The changes, it seems, are already beginning to happen.

"Next year is the 10th anniversary of my visit to Iceland with Geordie," says Jaz, rubbing a smudge on his cheek, a remnant of his blackened stage face.

"I intend to commemorate the anniversary with a ritual act of emigration to New Zealand."

Jaz, in fact, has already moved his family to New Zealand, owns a part-share in a recording studio in Auckland, and is about to launch his own label, Black Records.

His next step towards the creation of an idyllic paradise is typically perverse.

"My intention is to take Killing Joke to one of the worst horror spots on the globe, an absolute nightmare place, somewhere there's considerable suffering, somewhere that no western band would ever go, to absorb the atmosphere and the ambience, and to record and finish the new album there.
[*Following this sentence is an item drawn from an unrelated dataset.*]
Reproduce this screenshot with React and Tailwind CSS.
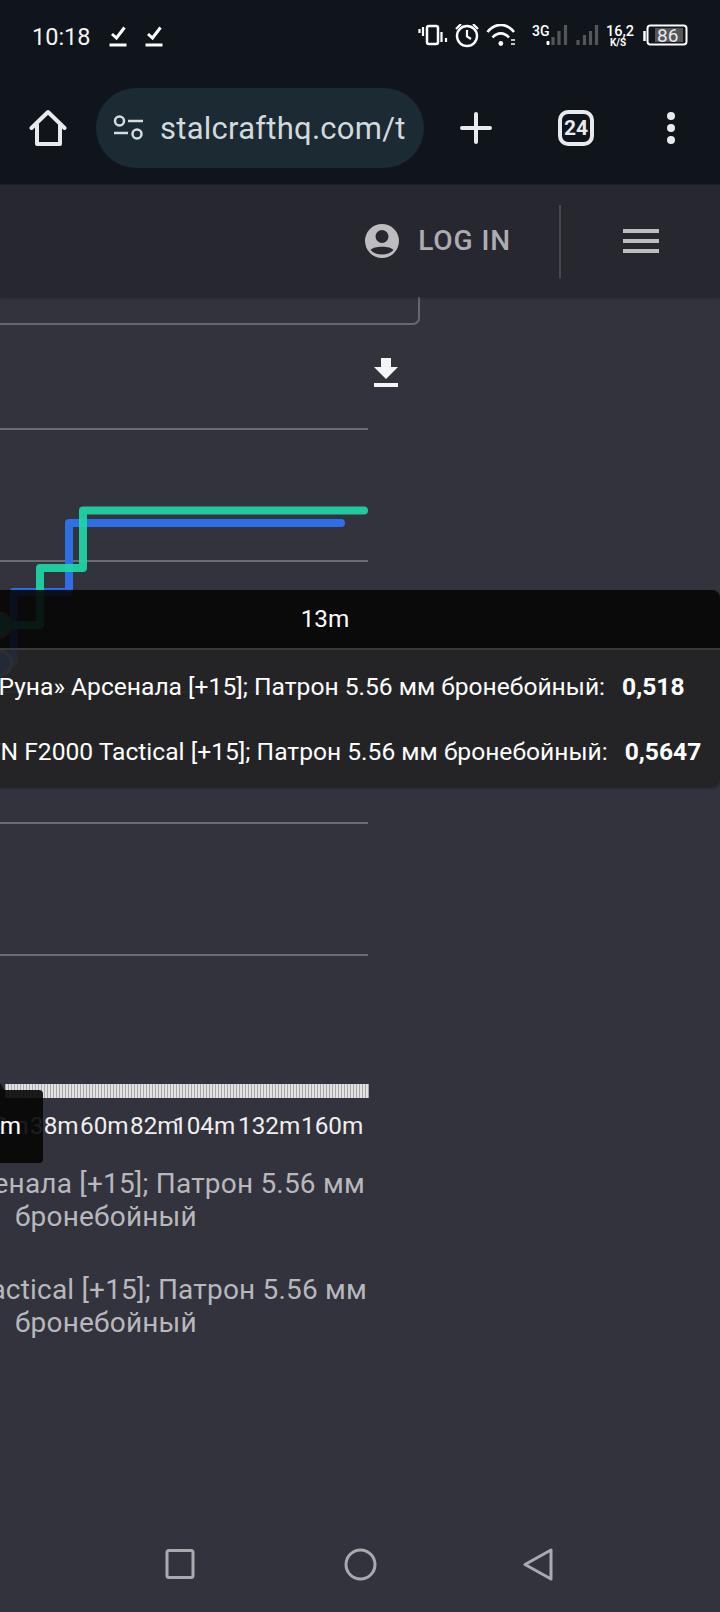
import React from 'react';

const axisLabels = [
  { text: '22m', width: 'w-[50px]' },
  { text: '38m', width: 'w-[50px]' },
  { text: '60m', width: 'w-[50px]' },
  { text: '82m', width: 'w-[43px]' },
  { text: '104m', width: 'w-[65px]' },
  { text: '132m', width: 'w-[63px]' },
  { text: '160m', width: 'w-[62px]' },
];

function CheckMark() {
  return (
    <svg width="18" height="21" viewBox="0 0 18 21" fill="none" stroke="#fff">
      <path d="M3 8l4.500 4L15.500 1.500" strokeWidth="3" />
      <path d="M0.5 19h17" strokeWidth="3" />
    </svg>
  );
}

function StatusIcons() {
  return (
    <svg width="270" height="24" viewBox="418 25 270 24" fill="none">
      {/* vibrate */}
      <path d="M419.500 30v4M423 28v9M441.500 33v10M446 39v4" stroke="#fff" strokeWidth="2.200" />
      <rect x="427" y="27" width="11" height="18" rx="2" stroke="#fff" strokeWidth="2.5" />
      {/* alarm */}
      <circle cx="467" cy="37" r="10" stroke="#fff" strokeWidth="2.4" />
      <path d="M467 31v6.500l4 2.500M456 30l5-5M478 30l-5-5" stroke="#fff" strokeWidth="2.200" />
      {/* wifi */}
      <path d="M487.500 33c7.500-9.500 19-9.500 26.500 0M492.500 38.500c5-5.500 11.500-5.500 16.500 0" stroke="#fff" strokeWidth="2.600" />
      <circle cx="500.800" cy="44.500" r="2.400" fill="#fff" />
      <path d="M511 41h4M511 45h4" stroke="#fff" strokeWidth="1.500" />
      {/* mobile signal */}
      <rect x="546.500" y="42" width="3" height="4" rx="1" fill="#fff" />
      <path d="M553 46v-8M559 46v-14M565.500 46v-20" stroke="#55565a" strokeWidth="3.200" />
      <path d="M578 46v-5M584.500 46v-10M590.500 46v-14M596.500 46v-20" stroke="#55565a" strokeWidth="3.200" />
      {/* battery */}
      <path d="M644.500 32v10" stroke="#fff" strokeWidth="2.500" />
      <rect x="647.500" y="26.500" width="39" height="19" rx="3" stroke="#fff" strokeWidth="2" />
      <rect x="655" y="29" width="28" height="14" fill="#55565a" />
    </svg>
  );
}

function HomeIcon() {
  return (
    <svg width="38" height="38" viewBox="0 0 38 38" fill="none" stroke="#e8eaed" strokeWidth="4" strokeLinejoin="round">
      <path d="M2.500 19L19 3l16.500 16" strokeLinecap="round" />
      <path d="M8 15v20h23V15" />
    </svg>
  );
}

function TuneIcon() {
  return (
    <svg width="30" height="26" viewBox="0 0 30 26" fill="none" stroke="#d6dbde" strokeWidth="2.500">
      <circle cx="6.500" cy="6" r="4.500" />
      <path d="M15 6h15M1 18h14" />
      <circle cx="24" cy="19" r="4.500" />
    </svg>
  );
}

function NavIcons() {
  return (
    <div className="mt-auto flex h-[96px] shrink-0 items-start pt-[32px]">
      <div className="ml-[165px]">
        <svg width="31" height="32" viewBox="0 0 31 32" fill="none" stroke="#a9a9ae" strokeWidth="3">
          <rect x="2" y="2.500" width="26" height="27" rx="2" />
        </svg>
      </div>
      <div className="ml-[148px]">
        <svg width="33" height="33" viewBox="0 0 33 33" fill="none" stroke="#a9a9ae" strokeWidth="3">
          <circle cx="16.500" cy="16.500" r="14.500" />
        </svg>
      </div>
      <div className="ml-[146px]">
        <svg width="30" height="33" viewBox="0 0 30 33" fill="none" stroke="#a9a9ae" strokeWidth="3" strokeLinejoin="round">
          <path d="M2 16.500L28 2v29z" />
        </svg>
      </div>
    </div>
  );
}

function ChartSvg() {
  return (
    <svg width="372" height="700" viewBox="0 400 372 700" fill="none" className="block shrink-0">
      <defs>
        <pattern id="ticks" x="0" y="0" width="3" height="14" patternUnits="userSpaceOnUse">
          <rect width="3" height="14" fill="#e2e2e2" />
          <rect x="2" width="1" height="14" fill="#a8a8ac" />
        </pattern>
      </defs>
      {[429, 561, 692, 823, 955].map((y) => (
        <path key={y} d={`M0 ${y}H368`} stroke="#6b6b71" strokeWidth="2" />
      ))}
      <path d="M0 663H13.500V592H69V523H341" stroke="#2f6fe6" strokeWidth="8" strokeLinecap="round" strokeLinejoin="round" />
      <path d="M0 625H40V568H83V510.500H364" stroke="#1fd4a3" strokeOpacity="0.95" strokeWidth="8" strokeLinecap="round" strokeLinejoin="round" />
      <circle cx="-2" cy="625" r="12.500" fill="#1fd4a3" stroke="#9a9aa0" strokeWidth="3" />
      <circle cx="-1" cy="663" r="12.500" fill="#2f6fe6" stroke="#9a9aa0" strokeWidth="3" />
      <rect x="5" y="1084" width="364" height="14" fill="url(#ticks)" />
      <path d="M-5 1091L0 1083l5 8z" fill="#111" />
    </svg>
  );
}

export default function App() {
  return (
    <div className="relative flex h-[1612px] w-[720px] flex-col overflow-hidden bg-[#33333d] font-[Roboto,sans-serif]">
      {/* Browser chrome */}
      <div className="shrink-0 bg-[#10151b]">
        <div className="flex h-[72px] items-center pl-[32px]">
          <span className="mt-[4px] w-[77px] text-[23.500px] leading-none text-[#f2f3f4]">10:18</span>
          <CheckMark />
          <span className="w-[18px]" />
          <CheckMark />
          <div className="relative ml-auto mr-[32px] h-[24px] w-[270px]">
            <StatusIcons />
            <span className="absolute left-[114px] top-[0px] text-[14px] font-medium leading-none text-white">3G</span>
            <span className="absolute left-[188px] top-[1px] text-[14.500px] font-medium leading-none text-white">16,2</span>
            <span className="absolute left-[192px] top-[14px] text-[10px] font-bold leading-none text-white">K/S</span>
            <span className="absolute left-[239px] top-[2px] text-[19px] leading-none text-[#e8e8e8]">86</span>
          </div>
        </div>
        <div className="flex h-[113px] items-start border-b border-[#1e2329]">
          <div className="ml-[29px] mt-[37px]">
            <HomeIcon />
          </div>
          <div className="ml-[29px] mt-[16px] flex h-[80px] w-[328px] items-center rounded-full bg-[#1b2a33] pl-[17px]">
            <TuneIcon />
            <span className="ml-[17px] text-[31px] leading-none tracking-[0.25px] text-[#d3d9dc]">stalcrafthq.com/t</span>
          </div>
          <svg width="34" height="34" viewBox="0 0 34 34" fill="none" stroke="#e8eaed" strokeWidth="4" strokeLinecap="round" className="ml-[35px] mt-[39px]">
            <path d="M17 3v28M3 17h28" />
          </svg>
          <div className="ml-[65px] mt-[38px] flex h-[36px] w-[36px] items-center justify-center rounded-[10px] border-4 border-[#e8eaed] text-[21px] font-bold leading-none text-[#e8eaed]">
            24
          </div>
          <div className="ml-[73px] mt-[40px] flex flex-col gap-[4px]">
            <span className="h-[8px] w-[8px] rounded-full bg-[#e8eaed]" />
            <span className="h-[8px] w-[8px] rounded-full bg-[#e8eaed]" />
            <span className="h-[8px] w-[8px] rounded-full bg-[#e8eaed]" />
          </div>
        </div>
      </div>

      {/* Site header */}
      <div className="z-10 flex h-[112px] shrink-0 items-center justify-end bg-[#27272f] shadow-[0_1px_3px_rgba(0,0,0,0.3)]">
        <svg width="34" height="34" viewBox="0 0 34 34" className="mr-[19px]">
          <circle cx="17" cy="17" r="17" fill="#bdbdc0" />
          <circle cx="17" cy="12.500" r="6.500" fill="#27272f" />
          <path d="M5.500 26c3-4.500 20-4.500 23 0-5.500 6-17.500 6-23 0z" fill="#27272f" />
        </svg>
        <span className="mr-[48px] text-[28px] font-medium leading-none tracking-[0.9px] text-[#adadb1]">LOG IN</span>
        <span className="mr-[62px] h-[73px] w-[2px] bg-[#47474d]" />
        <div className="mr-[61px] flex w-[36px] flex-col gap-[5.500px]">
          <span className="h-[4.500px] bg-[#bdbdc0]" />
          <span className="h-[4.500px] bg-[#bdbdc0]" />
          <span className="h-[4.500px] bg-[#bdbdc0]" />
        </div>
      </div>

      {/* Chart card */}
      <div className="flex flex-1 flex-col">
        <div className="h-[28px] w-[420px] shrink-0 rounded-br-[7px] border-b-2 border-r-2 border-[#66666c]" />
        <div className="flex h-[75px] shrink-0 items-start pl-[374px] pt-[33px]">
          <svg width="24" height="29" viewBox="0 0 24 29" fill="#f4f5f7">
            <path d="M7 0h10v9h7L12 21 0 9h7z" />
            <rect y="25" width="24" height="4" />
          </svg>
        </div>
        <ChartSvg />
        <div className="ml-[-20px] mt-[14px] flex shrink-0 text-[24.300px] leading-none text-[#eeeeee]">
          {axisLabels.map((label) => (
            <span key={label.text} className={`${label.width} whitespace-nowrap`}>{label.text}</span>
          ))}
        </div>
        <div className="ml-[-154px] mt-[29px] w-[520px] shrink-0 text-center text-[28px] leading-[33px] tracking-[0.2px] text-[#b8b8bc]">
          <p className="whitespace-nowrap">«Руна» Арсенала [+15]; Патрон 5.56 мм</p>
          <p>бронебойный</p>
        </div>
        <div className="ml-[-154px] mt-[40px] w-[520px] shrink-0 text-center text-[28px] leading-[33px] tracking-[0.2px] text-[#b8b8bc]">
          <p className="whitespace-nowrap">FN F2000 Tactical [+15]; Патрон 5.56 мм</p>
          <p>бронебойный</p>
        </div>
        <NavIcons />
      </div>

      {/* Chart tooltip */}
      <div className="absolute left-[-70px] top-[590px] w-[790px] overflow-hidden rounded-[8px] text-white shadow-[0_1px_3px_rgba(0,0,0,0.4)]">
        <div className="flex h-[60px] items-center justify-center border-b-2 border-[#3a3a3c] bg-[#050505]/90 text-[24.300px] leading-none">
          13m
        </div>
        <div className="h-[137px] bg-[#222224]/90 pl-[57px] text-[24.600px] leading-none">
          <div className="flex h-[64px] items-center whitespace-nowrap pt-[11px]">
            <span>«Руна» Арсенала [+15]; Патрон 5.56 мм бронебойный:</span>
            <b className="ml-[17px] font-bold">0,518</b>
          </div>
          <div className="flex h-[64px] items-center whitespace-nowrap pt-[12px]">
            <span>FN F2000 Tactical [+15]; Патрон 5.56 мм бронебойный:</span>
            <b className="ml-[17px] font-bold">0,5647</b>
          </div>
        </div>
      </div>

      {/* Range slider tooltip */}
      <div className="absolute left-[-40px] top-[1090px] flex h-[73px] w-[83px] items-center justify-end rounded-[4px] bg-[#050505]/90 pr-[22px] text-[24.300px] leading-none text-white">
        <span>5m</span>
      </div>
    </div>
  );
}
"The most significant Killing Joke LPs have always been done in places where there's a considerable amount of tension. The environment has always affected Killing Joke in the most profound sense. Killing Joke should be right on the edge."

At the same time: "There's a lot that disturbs me about Killing Joke. When our concerts are good, they're like white heat. We've had letters from people who've asked us if they could commit suicide onstage, real screwballs. On a bad day we might say yes ..."

That Jaz Coleman is in a different world from the average pop star, that he pours contempt on traditional ambitions far hit records, swimming pools and Harley Davidsons, gives him all the freedom in the world to carry on making the glorious, radio-hostile racket of Killing Joke in whatever way he chooses.

"Now I want to go so far left-field with music that I'm going to end up right of Genghis Khan," he announces. "I want to keep creating different sounds, and I don't think it ever ends.

"Gold records and what have you ... it's not my cup of tea. It's interesting what individuals do with the capital they make from music. Look at Duran Duran. They're all skint. They'll all be in the dole office next year.

"I've seen people go right to the giddy heights and plummet down lower than anyone can ever imagine. I do feel a bit sorry, cause it tells me they didn't have a dream. The only dream they had was the dream created for them in the rock'n'roll myth. Often it doesn't go beyond the penthouse flat, the beautiful-looking girlfriend, superficially, and the fast car. Then there are all the pressures of sustaining that lifestyle.

"I'm simply trying to exploit the music industry so that I can achieve a better way of life.

"Music pays far my holidays, it pays for my dreams, it pays for the colour in my life, and it has done for almost 14 years now.

"But I don't see it's that important to go out of your way for the acquisition of wealth. You don't take a lot of money with you when you go. When we die, we take f*** all except our memories. Human beings only live 70 years if they're lucky, and it's the quality, not the length, of life that matters.

"For me, the most outstanding achievements of Killing Joke are that we've managed to have a fantastic life, fulfill our dreams, go to places we dreamed about going to, met the most fantastic individuals and had same of the most fantastic moments of our lives through the incredible intensity of the emotion onstage."